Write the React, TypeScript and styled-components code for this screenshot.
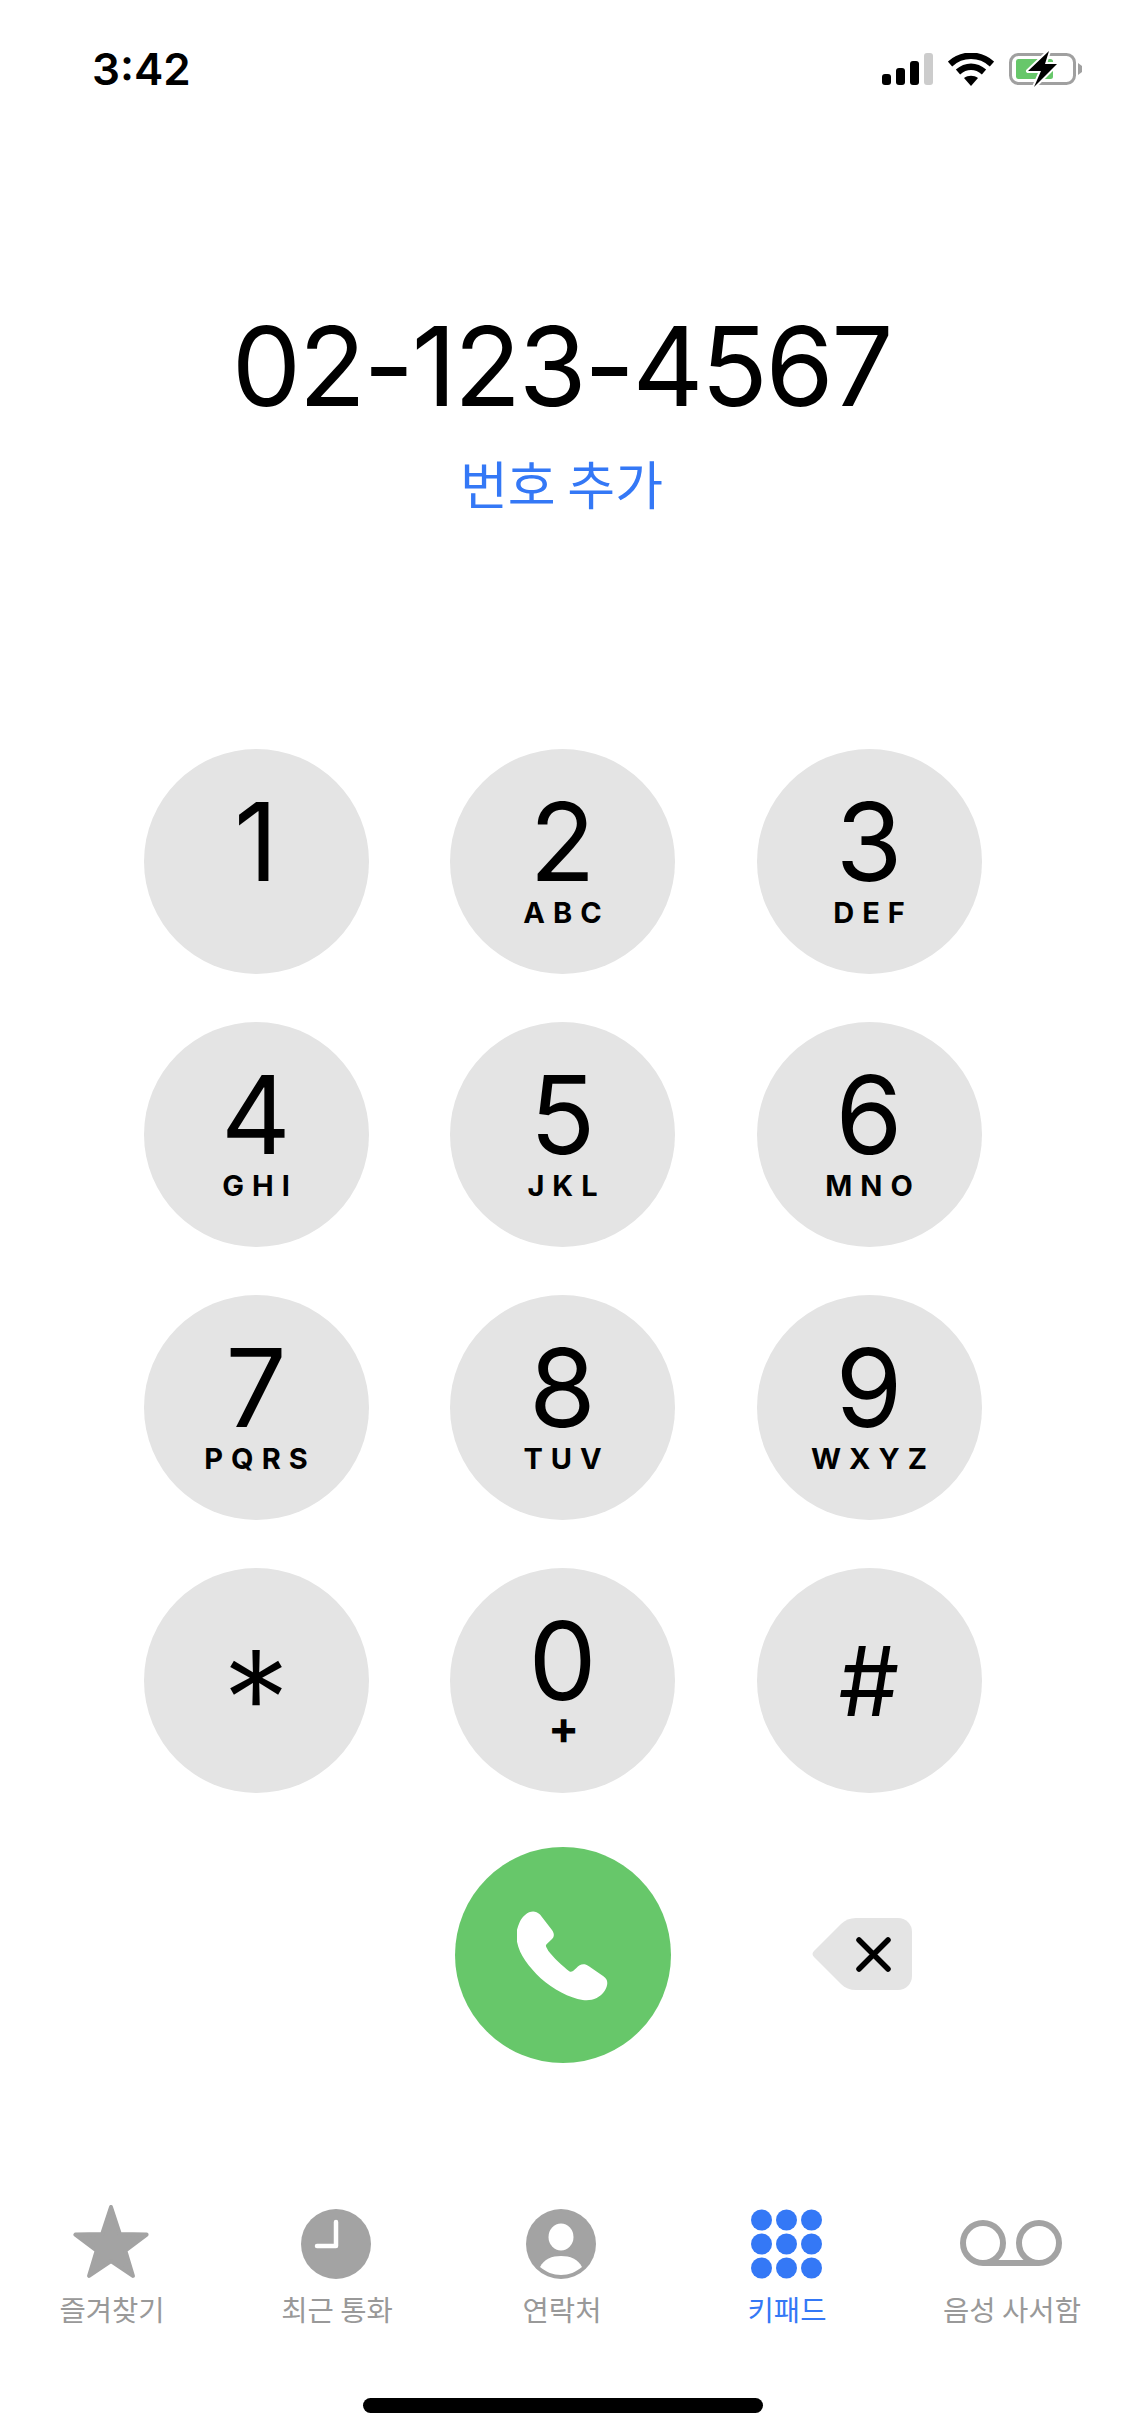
import styled, { createGlobalStyle } from "styled-components";

const GlobalStyle = createGlobalStyle`
  html, body {
    margin: 0;
    padding: 0;
    background-color: #ffffff;
  }
  * {
    box-sizing: border-box;
  }
`

const Page = styled.div`
  width: 1125px;
  height: 2436px;
  display: flex;
  flex-direction: column;
  align-items: center;
  background-color: #ffffff;
  font-family: Inter, "Noto Sans CJK KR", sans-serif;
  color: #000000;
  overflow: hidden;
`

const StatusBar = styled.div`
  width: 100%;
  height: 100px;
  padding: 43px 0 0 92px;
  display: flex;
  justify-content: space-between;
  align-items: flex-start;
`

const Time = styled.span`
  font-size: 44px;
  line-height: 52px;
  font-weight: 600;
`

const StatusIcons = styled.div`
  display: flex;
  align-items: center;
  gap: 15px;
  margin: 8px 42px 0 0;
  svg {
    display: block;
  }
`

const NumberBlock = styled.div`
  height: 649px;
  padding-top: 201px;
  display: flex;
  flex-direction: column;
  align-items: center;
`

const DialNumber = styled.div`
  margin-right: 2px;
  font-size: 110px;
  line-height: 130px;
  font-weight: 400;
  letter-spacing: -2.4px;
  white-space: nowrap;
`

const AddNumber = styled.div`
  margin-top: 19px;
  margin-right: 2px;
  font-family: "Noto Sans CJK KR", sans-serif;
  font-size: 52px;
  line-height: 66px;
  color: #3478f6;
`

const Keypad = styled.div`
  display: grid;
  grid-template-columns: repeat(3, 225px);
  column-gap: 81.5px;
  row-gap: 48px;
`

const Key = styled.div<{ $centered?: boolean }>`
  width: 225px;
  height: 225px;
  border-radius: 50%;
  background-color: #e4e4e4;
  display: flex;
  flex-direction: column;
  align-items: center;
  justify-content: ${(p) => (p.$centered ? "center" : "flex-start")};
  padding-top: ${(p) => (p.$centered ? "0" : "51px")};
`

const Digit = styled.span`
  font-size: 108px;
  line-height: 84px;
  font-weight: 400;
`

const Star = styled.span`
  font-size: 135px;
  line-height: 70px;
  height: 34px;
  font-weight: 300;
`

const Hash = styled.span`
  font-size: 96px;
  line-height: 90px;
  font-weight: 400;
`

const Letters = styled.span`
  margin-top: 12px;
  margin-right: -8px;
  font-size: 29px;
  line-height: 34px;
  font-weight: 700;
  letter-spacing: 8px;
  white-space: nowrap;
`

const Plus = styled.span`
  margin-top: 4px;
  margin-left: 2px;
  font-size: 46px;
  line-height: 40px;
  font-weight: 700;
`

const CallRow = styled.div`
  margin-top: 54px;
  display: grid;
  grid-template-columns: repeat(3, 225px);
  column-gap: 81.5px;
  align-items: center;
  justify-items: center;
`

const CallButton = styled.div`
  grid-column: 2;
  width: 216px;
  height: 216px;
  border-radius: 50%;
  background-color: #67c76a;
  display: flex;
  align-items: center;
  justify-content: center;
`

const Backspace = styled.div`
  display: flex;
  margin: 0 15px 2px 0;
  svg {
    display: block;
  }
`

const TabBar = styled.div`
  margin-top: 142px;
  width: 100%;
  display: grid;
  grid-template-columns: repeat(5, 225px);
`

const Tab = styled.div<{ $active?: boolean }>`
  display: flex;
  flex-direction: column;
  align-items: center;
  color: ${(p) => (p.$active ? "#3478f6" : "#999999")};
`

const TabIcon = styled.div`
  height: 74px;
  margin-left: -3px;
  display: flex;
  align-items: flex-end;
  justify-content: center;
  svg {
    display: block;
  }
`

const TabLabel = styled.span`
  margin-top: 12px;
  margin-left: -1px;
  font-family: "Noto Sans CJK KR", sans-serif;
  font-size: 28.6px;
  line-height: 36px;
  white-space: nowrap;
`

const HomeBar = styled.div`
  margin-top: 71px;
  width: 400px;
  height: 15px;
  border-radius: 8px;
  background-color: #000000;
`

const keys = [
  { digit: "1", letters: "" },
  { digit: "2", letters: "ABC" },
  { digit: "3", letters: "DEF" },
  { digit: "4", letters: "GHI" },
  { digit: "5", letters: "JKL" },
  { digit: "6", letters: "MNO" },
  { digit: "7", letters: "PQRS" },
  { digit: "8", letters: "TUV" },
  { digit: "9", letters: "WXYZ" },
];

function SignalIcon() {
  return (
    <svg width="51" height="32" viewBox="0 0 51 32">
      <rect x="0" y="21" width="9" height="11" rx="3" fill="#000" />
      <rect x="14" y="15" width="9" height="17" rx="3" fill="#000" />
      <rect x="28" y="8" width="9" height="24" rx="3" fill="#000" />
      <rect x="42" y="0" width="9" height="32" rx="3" fill="#cccccc" />
    </svg>
  );
}

function WifiIcon() {
  return (
    <svg width="46" height="33" viewBox="0 0 46 33">
      <path d="M2 11 C14 0 32 0 44 11" fill="none" stroke="#000" strokeWidth="6.5" />
      <path d="M10 19 C18 12 28 12 36 19" fill="none" stroke="#000" strokeWidth="6.5" />
      <path d="M16 25 C20 22 26 22 30 25 L23 33 Z" fill="#000" />
    </svg>
  );
}

function BatteryIcon() {
  return (
    <svg width="74" height="36" viewBox="0 0 74 36">
      <rect x="1.5" y="3.5" width="64" height="29" rx="8" fill="none" stroke="#a0a0a0" strokeWidth="3" />
      <path d="M69 12 L73 15 V21 L69 24 Z" fill="#a0a0a0" />
      <rect x="7" y="8" width="37" height="20" rx="2.5" fill="#67c76a" />
      <path
        d="M40 0 L19 20 H32 L25 36 L48 13 H36 Z"
        fill="#000"
        stroke="#fff"
        strokeWidth="4"
        paintOrder="stroke"
        strokeLinejoin="round"
      />
    </svg>
  );
}

function PhoneIcon() {
  return (
    <svg width="92" height="92" viewBox="290 265 280 280">
      <path
        d="M298 305 C310 280 338 260 360 282 L397 330 C405 342 403 350 395 358 L380 372 C376 376 378 380 385 392 C400 412 430 440 450 455 C456 458 460 454 470 445 C482 434 492 428 510 440 L553 470 C568 480 568 495 557 514 C542 537 515 546 490 542 C450 536 400 510 362 476 C322 436 292 400 288 350 C287 335 292 318 298 305 Z"
        fill="#ffffff"
      />
    </svg>
  );
}

function BackspaceIcon() {
  return (
    <svg width="100" height="72" viewBox="0 0 100 72">
      <path
        d="M44 0 H86 A14 14 0 0 1 100 14 V58 A14 14 0 0 1 86 72 H44 C38 72 33 70 29 66 L2 39 C0 37 0 35 2 33 L29 6 C33 2 38 0 44 0 Z"
        fill="#e4e4e4"
      />
      <path d="M47 22 L76 51 M76 22 L47 51" stroke="#000" strokeWidth="5.5" strokeLinecap="round" />
    </svg>
  );
}

function StarIcon() {
  return (
    <svg width="78" height="74" viewBox="0 0 78 74">
      <path
        d="M39 2 L47.8 28.9 L74.6 29.6 L53.3 45.6 L60.9 70.9 L39 56 L17.1 70.9 L24.7 45.6 L3.4 29.6 L30.2 28.9 Z"
        fill="#a3a3a3"
        stroke="#a3a3a3"
        strokeWidth="4"
        strokeLinejoin="round"
      />
    </svg>
  );
}

function ClockIcon() {
  return (
    <svg width="70" height="70" viewBox="0 0 70 70">
      <circle cx="35" cy="35" r="35" fill="#a3a3a3" />
      <path
        d="M35 13 V37 H16"
        fill="none"
        stroke="#ffffff"
        strokeWidth="4.5"
        strokeLinecap="round"
        strokeLinejoin="round"
      />
    </svg>
  );
}

function ContactIcon() {
  return (
    <svg width="70" height="70" viewBox="0 0 70 70">
      <circle cx="35" cy="35" r="35" fill="#a3a3a3" />
      <ellipse cx="35" cy="28" rx="12.5" ry="13.5" fill="#ffffff" />
      <path d="M14 58 C18 50 26 47 35 47 C44 47 52 50 56 58 C50 63 43 66 35 66 C27 66 20 63 14 58 Z" fill="#ffffff" />
    </svg>
  );
}

function KeypadIcon() {
  const steps = [0, 1, 2];
  return (
    <svg width="71" height="70" viewBox="0 0 71 70">
      {steps.map((row) =>
        steps.map((col) => (
          <circle key={`${row}-${col}`} cx={10.5 + col * 25} cy={11 + row * 24} r="10.5" fill="#3478f6" />
        ))
      )}
    </svg>
  );
}

function VoicemailIcon() {
  return (
    <svg width="102" height="70" viewBox="0 -11 102 70">
      <circle cx="23" cy="23" r="20" fill="none" stroke="#a3a3a3" strokeWidth="6" />
      <circle cx="79" cy="23" r="20" fill="none" stroke="#a3a3a3" strokeWidth="6" />
      <path d="M23 43 H79" stroke="#a3a3a3" strokeWidth="6" />
    </svg>
  );
}

export default function App() {
  return (
    <Page>
      <GlobalStyle />
      <StatusBar>
        <Time>3:42</Time>
        <StatusIcons>
          <SignalIcon />
          <WifiIcon />
          <BatteryIcon />
        </StatusIcons>
      </StatusBar>
      <NumberBlock>
        <DialNumber>02-123-4567</DialNumber>
        <AddNumber>번호 추가</AddNumber>
      </NumberBlock>
      <Keypad>
        {keys.map((key) => (
          <Key key={key.digit}>
            <Digit>{key.digit}</Digit>
            {key.letters && <Letters>{key.letters}</Letters>}
          </Key>
        ))}
        <Key $centered>
          <Star>*</Star>
        </Key>
        <Key>
          <Digit>0</Digit>
          <Plus>+</Plus>
        </Key>
        <Key $centered>
          <Hash>#</Hash>
        </Key>
      </Keypad>
      <CallRow>
        <CallButton>
          <PhoneIcon />
        </CallButton>
        <Backspace>
          <BackspaceIcon />
        </Backspace>
      </CallRow>
      <TabBar>
        <Tab>
          <TabIcon><StarIcon /></TabIcon>
          <TabLabel>즐겨찾기</TabLabel>
        </Tab>
        <Tab>
          <TabIcon><ClockIcon /></TabIcon>
          <TabLabel>최근 통화</TabLabel>
        </Tab>
        <Tab>
          <TabIcon><ContactIcon /></TabIcon>
          <TabLabel>연락처</TabLabel>
        </Tab>
        <Tab $active>
          <TabIcon><KeypadIcon /></TabIcon>
          <TabLabel>키패드</TabLabel>
        </Tab>
        <Tab>
          <TabIcon><VoicemailIcon /></TabIcon>
          <TabLabel>음성 사서함</TabLabel>
        </Tab>
      </TabBar>
      <HomeBar />
    </Page>
  );
}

☆ ☆ ☆

What is required:
Using the listing above, return all lines where the word "components" occurs.

Result of the task:
Write the React, TypeScript and styled-components code for this screenshot.
import styled, { createGlobalStyle } from "styled-components";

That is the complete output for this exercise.